DATASET CONTENT »
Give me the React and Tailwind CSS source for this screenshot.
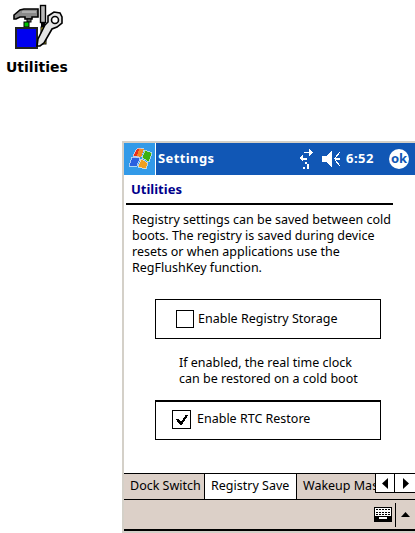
function Flag() {
  return (
    <svg width="26" height="26" viewBox="0 0 26 26" shapeRendering="crispEdges">
      <path d="M9 4 L11 2 L17 3 L14 11 L6 10 Z" fill="#e8301c" stroke="#fff" strokeWidth="0.6" />
      <path d="M12 3 L17 3 L14 11 L10 10 Z" fill="#f08a20" />
      <path d="M18 4 L25 7 L22 16 L15 12 Z" fill="#3cb010" stroke="#fff" strokeWidth="0.6" />
      <path d="M5 11 L13 12 L10 20 L2 20 Z" fill="#2a60e0" stroke="#fff" strokeWidth="0.6" />
      <path d="M14 13 L21 17 L19 23 L11 21 Z" fill="#f0a020" stroke="#fff" strokeWidth="0.6" />
    </svg>
  );
}
function Tools() {
  return (
    <svg width="52" height="46" viewBox="12 4 52 46">
      <path d="M14 19 L14 15 L20 10 L24 9 H38 V17 H32 V19 H25 V17 H20 L16 19 Z" fill="#8a8a8a" stroke="#000" strokeWidth="1.6" />
      <path d="M22 12 H36" stroke="#d0d0d0" strokeWidth="1" />
      <rect x="27" y="19" width="4" height="3" fill="#666" stroke="#000" />
      <rect x="24" y="22" width="5" height="5" fill="#00c000" stroke="#000" />
      <rect x="16" y="28" width="21" height="20" fill="#0000f0" stroke="#222" strokeWidth="2" />
      <rect x="40.5" y="5.5" width="5" height="17" fill="#b8b8b8" stroke="#000" strokeWidth="1.4" />
      <rect x="41" y="23" width="4" height="4" fill="#000" />
      <rect x="41" y="27" width="5" height="17" fill="#e8d820" stroke="#000" />
      <path d="M37 46 L38 39 L45 25 L48 22 L48 16 L54 12 L60 13 L62 17 L62 23 L57 27 L52 29 L44 43 L40 46 Z" fill="#e4e4e4" stroke="#000" strokeWidth="1.6" />
      <circle cx="55" cy="20" r="3.5" fill="#fff" stroke="#000" strokeWidth="1.6" />
    </svg>
  );
}
function Sync() {
  return (
    <svg width="14" height="20" viewBox="0 0 14 20" shapeRendering="crispEdges" fill="#fff">
      <rect x="5" y="3" width="7" height="1" />
      <path d="M10 0 L14 3.5 L10 7 Z" />
      <path d="M0 9 L4 6 V13 Z" />
      <rect x="4" y="9" width="4" height="2" />
      <rect x="6" y="13" width="2" height="2" />
      <rect x="8" y="15" width="2" height="5" />
      <rect x="4" y="18" width="2" height="2" />
    </svg>
  );
}
function Speaker() {
  return (
    <svg width="19" height="18" viewBox="0 0 19 18" fill="#fff" shapeRendering="crispEdges">
      <path d="M0 6 H4 L10 1 V17 L4 12 H0 Z" />
      <path d="M18 2 L13 8 H18 M13 9 H18 M13 10 L18 16" stroke="#fff" strokeWidth="1" fill="none" />
    </svg>
  );
}
function Check() {
  return (
    <svg width="16" height="16" viewBox="0 0 16 16" shapeRendering="crispEdges">
      <path d="M3 7 L7 12 L13 3" stroke="#000" strokeWidth="2.4" fill="none" />
    </svg>
  );
}
function Keyboard() {
  return (
    <svg width="18" height="15" viewBox="0 0 18 15" shapeRendering="crispEdges">
      <rect x="0.5" y="0.5" width="17" height="14" fill="#fff" stroke="#000" />
      <path d="M2 2.5 H16 M2 5 H16 M2 7.5 H16" stroke="#000" strokeDasharray="2 1" />
      <rect x="1" y="9" width="16" height="5" fill="#000" />
      <rect x="5" y="10" width="8" height="2" fill="#fff" />
    </svg>
  );
}
export default function App() {
  return (
    <div className="w-[415px] h-[533px] bg-white overflow-hidden flex flex-col font-['Noto_Sans',sans-serif] text-black">
      <div className="h-[141px] pl-[6px] pt-[4px] flex flex-col items-start">
        <div className="pl-[6px]"><Tools /></div>
        <div className="font-['DejaVu_Sans',sans-serif] font-bold text-[14px] leading-[18px] mt-[8px]">Utilities</div>
      </div>
      <div className="ml-[122px] flex-1 flex flex-col border-l-2 border-t-2 border-[#d4d0c8] border-b-2">
        <div className="h-[32px] bg-[#1157b5] flex items-center text-white shrink-0">
          <div className="w-[31px] h-full bg-[#329ae8] flex items-center justify-center border-r border-white box-content"><Flag /></div>
          <div className="ml-[2px] font-bold text-[13px] tracking-[0.4px]">Settings</div>
          <div className="ml-auto flex items-center">
            <Sync />
            <div className="ml-[9px]"><Speaker /></div>
            <div className="ml-[5px] font-bold text-[13px] tracking-[0.5px]">6:52</div>
            <div className="ml-[15px] mr-[6px] w-[20px] h-[20px] rounded-full bg-white text-[#1157b5] font-bold text-[13px] leading-[19px] text-center">ok</div>
          </div>
        </div>
        <div className="flex-1 flex flex-col relative">
          <div className="pl-[7px] pt-[5px] text-[13px] leading-[18px] font-bold text-[#00008b] h-[28px]">Utilities</div>
          <div className="ml-[2px] w-[267px] h-[2px] bg-black"></div>
          <p className="pl-[8px] pt-[7px] text-[12.5px] leading-[16px] whitespace-nowrap">Registry settings can be saved between cold<br />boots. The registry is saved during device<br />resets or when applications use the<br />RegFlushKey function.</p>
          <div className="ml-[31px] mt-[23px] w-[226px] h-[40px] border border-black flex items-center pl-[20px] gap-[4px] text-[12.5px]">
            <div className="w-[18px] h-[18px] border border-black"></div>
            <span>Enable Registry Storage</span>
          </div>
          <div className="ml-[55px] mt-[16px] text-[12.5px] leading-[16px]">If enabled, the real time clock<br />can be restored on a cold boot</div>
          <div className="ml-[31px] mt-[13px] w-[226px] h-[40px] border border-black border-t-2 flex items-center pl-[16px] gap-[6px] pb-[2px] text-[12.5px]">
            <div className="w-[19px] h-[19px] border border-black flex items-center justify-center"><Check /></div>
            <span>Enable RTC Restore</span>
          </div>
          <div className="flex-1"></div>
          <div className="h-[27px] flex items-stretch text-[12.5px] relative border-t border-black border-b overflow-hidden bg-[#dcd0c8]">
            <div className="w-[81px] pl-[6px] flex items-center border-r border-black">Dock Switch</div>
            <div className="w-[92px] bg-white pl-[6px] flex items-center border-r border-black">Registry Save</div>
            <div className="pl-[6px] flex items-center whitespace-nowrap">Wakeup Mas</div>
            <div className="absolute right-0 top-0 w-[40px] h-[19px] bg-white border-l border-b border-black flex">
              <div className="w-[19px] border-r border-black flex items-center justify-center">
                <svg width="7" height="11" viewBox="0 0 7 11"><path d="M6 0 V11 L0 5.5 Z" fill="#000" /></svg>
              </div>
              <div className="flex-1 flex items-center justify-center">
                <svg width="7" height="11" viewBox="0 0 7 11"><path d="M1 0 V11 L7 5.5 Z" fill="#000" /></svg>
              </div>
            </div>
          </div>
          <div className="h-[31px] bg-[#dcd0c8] border-b-2 border-black flex items-center justify-end">
            <Keyboard />
            <div className="ml-[3px] w-[1px] h-[24px] bg-black"></div>
            <div className="w-[19px] flex justify-center">
              <svg width="9" height="5" viewBox="0 0 9 5"><path d="M0 5 L4.5 0 L9 5 Z" fill="#000" /></svg>
            </div>
          </div>
        </div>
      </div>
    </div>
  );
}
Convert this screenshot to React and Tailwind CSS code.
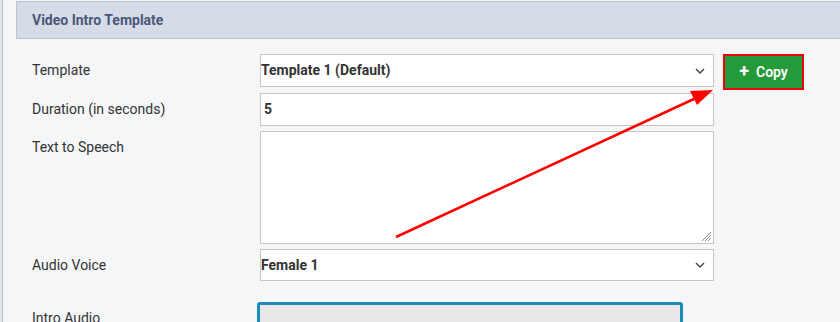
import React from 'react';

const Chevron = () => (
  <svg width="10" height="6" viewBox="0 0 10 6" className="shrink-0">
    <path d="M1 1l4 4 4-4" fill="none" stroke="#444" strokeWidth="1.4" />
  </svg>
);

const Label = ({ children, className = '' }) => (
  <div className={`shrink-0 pl-4 text-[14px] text-[#333] ${className}`}>{children}</div>
);

export default function App() {
  return (
    <div className="relative w-[840px] h-[322px] overflow-hidden bg-[#f5f6f8] font-['Roboto',sans-serif]">
      <div className="flex h-full">
        <div className="w-[2px] shrink-0 bg-[#e2e5ea]" />
        <div className="w-[1px] shrink-0 bg-[#b9bec6]" />
        <div className="flex-1 pl-[13px]">
          <div className="h-[38px] mt-[1px] border border-r-0 border-[#bcc3cd] bg-[#d5dce8] flex items-center pl-[15px]">
            <span className="text-[14px] font-bold text-[#4a5878]">Video Intro Template</span>
          </div>

          <div className="mt-[15px] flex items-start h-[33px]">
            <Label className="w-[244px] h-[33px] flex items-center">Template</Label>
            <div className="w-[454px] h-[33px] border border-[#c6c6c6] bg-white flex items-center justify-between pr-[8px]">
              <span className="text-[14px] font-bold text-[#333]">Template 1 (Default)</span>
              <Chevron />
            </div>
            <div className="ml-[9px] border-2 border-[#f00000]">
              <div className="w-[77px] h-[32px] bg-[#259a3a] flex items-center justify-center gap-[7px] text-white text-[14px] font-semibold">
                <span className="text-[18px] leading-none font-bold -mt-[2px]">+</span>
                <span>Copy</span>
              </div>
            </div>
          </div>

          <div className="mt-[6px] flex items-center">
            <Label className="w-[244px] h-[33px] flex items-center">Duration (in seconds)</Label>
            <div className="w-[454px] h-[33px] border border-[#c6c6c6] bg-white flex items-center pl-[3px]">
              <span className="text-[14px] font-bold text-[#333]">5</span>
            </div>
          </div>

          <div className="mt-[5px] flex items-start">
            <Label className="w-[244px] pt-[6px]">Text to Speech</Label>
            <div className="relative w-[454px] h-[113px] border border-[#c6c6c6] bg-white">
              <svg width="12" height="12" viewBox="0 0 12 12" className="absolute right-[1px] bottom-[1px]">
                <path d="M11 2L2 11M11 5L5 11M11 8L8 11" stroke="#888" strokeWidth="1" />
              </svg>
            </div>
          </div>

          <div className="mt-[5px] flex items-center">
            <Label className="w-[244px] h-[32px] flex items-center">Audio Voice</Label>
            <div className="w-[454px] h-[32px] border border-[#c6c6c6] bg-white flex items-center justify-between pr-[8px]">
              <span className="text-[14px] font-bold text-[#333]">Female 1</span>
              <Chevron />
            </div>
          </div>

          <div className="mt-[21px] flex items-start">
            <Label className="w-[241px] pt-[6px]">Intro Audio</Label>
            <div className="w-[426px] h-[40px] border-[3px] border-[#1b8db5] rounded-[3px] bg-[#e8e8e8]" />
          </div>
        </div>
      </div>

      <svg className="absolute inset-0 pointer-events-none" width="840" height="322">
        <line x1="396" y1="237" x2="696" y2="98" stroke="#f00" strokeWidth="2.5" />
        <polygon points="713,90 690,91 697,105" fill="#f00" />
      </svg>
    </div>
  );
}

GIVEN REQUEST »
Count each line where the string "screenshot" occurs, and write only the number.

WRITTEN ANSWER »
2